## Given exercise
Pull out every line below that holds the word "components".

** start **

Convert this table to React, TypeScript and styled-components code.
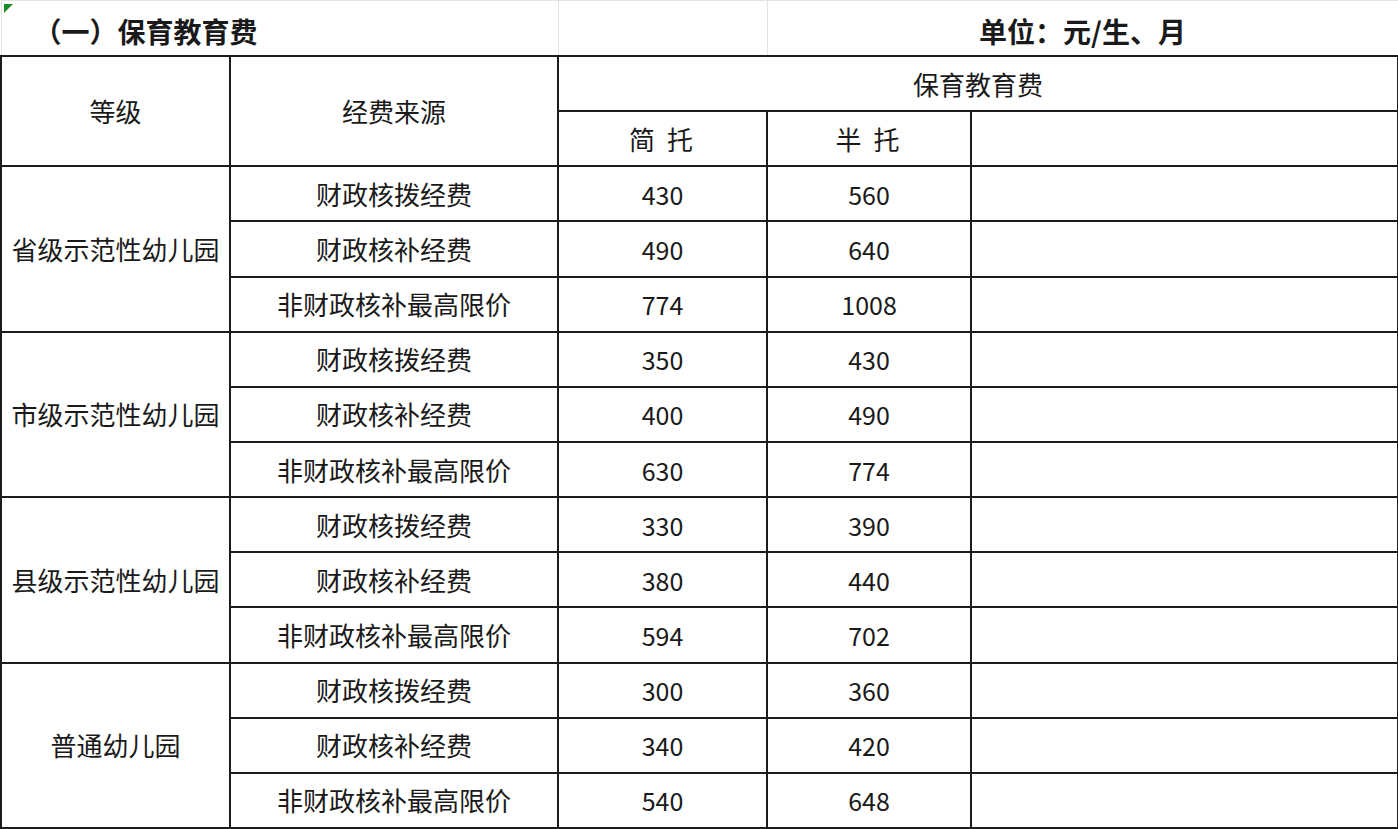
import React from "react"
import styled, { createGlobalStyle } from "styled-components"

/*==================== Data ====================*/

const sources = ["财政核拨经费", "财政核补经费", "非财政核补最高限价"]

const levels = [
    { name: "省级示范性幼儿园", fees: [[430, 560], [490, 640], [774, 1008]] },
    { name: "市级示范性幼儿园", fees: [[350, 430], [400, 490], [630, 774]] },
    { name: "县级示范性幼儿园", fees: [[330, 390], [380, 440], [594, 702]] },
    { name: "普通幼儿园", fees: [[300, 360], [340, 420], [540, 648]] },
]

/*==================== Styles ====================*/

const GlobalStyle = createGlobalStyle`
    html, body {
        margin: 0;
        padding: 0;
        background: #ffffff;
    }

    body {
        font-family: "Noto Sans CJK SC", "Noto Sans", sans-serif;
        color: #1a1a1a;
    }
`

const Sheet = styled.table`
    width: 1397px;
    table-layout: fixed;
    border-collapse: collapse;
`

const TitleCell = styled.td<{ $align?: "left" | "center" }>`
    position: relative;
    height: 52px;
    padding: 0 0 2px 0;
    border: 1px solid #e2e2e2;
    border-bottom: none;
    vertical-align: bottom;
    text-align: ${({ $align }) => $align || "center"};
    font-size: 28px;
    font-weight: 700;
    line-height: 44px;
`

const TitleText = styled.span`
    padding-left: 32px;
`

const Marker = styled.span`
    position: absolute;
    top: 3px;
    left: 2px;
    width: 0;
    height: 0;
    border-top: 9px solid #1a8c2a;
    border-right: 9px solid transparent;
`

const Cell = styled.td<{ $spaced?: boolean }>`
    height: 53.15px;
    padding: 0;
    border: 2px solid #1c1c1c;
    text-align: center;
    vertical-align: middle;
    font-size: 26px;
    line-height: 30px;
    letter-spacing: ${({ $spaced }) => ($spaced ? "3px" : "0")};
    white-space: nowrap;
`

const Num = styled(Cell)`
    font-size: 25px;
`

/*==================== Component ====================*/

const App = () => (
    <>
        <GlobalStyle />
        <Sheet>
            <colgroup>
                <col style={{ width: 229 }} />
                <col style={{ width: 328 }} />
                <col style={{ width: 209 }} />
                <col style={{ width: 204 }} />
                <col style={{ width: 427 }} />
            </colgroup>
            <tbody>
                <tr>
                    <TitleCell colSpan={2} $align="left">
                        <Marker />
                        <TitleText>（一）保育教育费</TitleText>
                    </TitleCell>
                    <TitleCell />
                    <TitleCell colSpan={2}>单位：元/生、月</TitleCell>
                </tr>
                <tr>
                    <Cell rowSpan={2}>等级</Cell>
                    <Cell rowSpan={2}>经费来源</Cell>
                    <Cell colSpan={3}>保育教育费</Cell>
                </tr>
                <tr>
                    <Cell $spaced>简 托</Cell>
                    <Cell $spaced>半 托</Cell>
                    <Cell />
                </tr>
                {levels.map(level =>
                    level.fees.map(([simple, half], i) => (
                        <tr key={level.name + i}>
                            {i === 0 && <Cell rowSpan={3}>{level.name}</Cell>}
                            <Cell>{sources[i]}</Cell>
                            <Num>{simple}</Num>
                            <Num>{half}</Num>
                            <Cell />
                        </tr>
                    ))
                )}
            </tbody>
        </Sheet>
    </>
)

export default App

** end **

## Output of the task
Convert this table to React, TypeScript and styled-components code.
import styled, { createGlobalStyle } from "styled-components"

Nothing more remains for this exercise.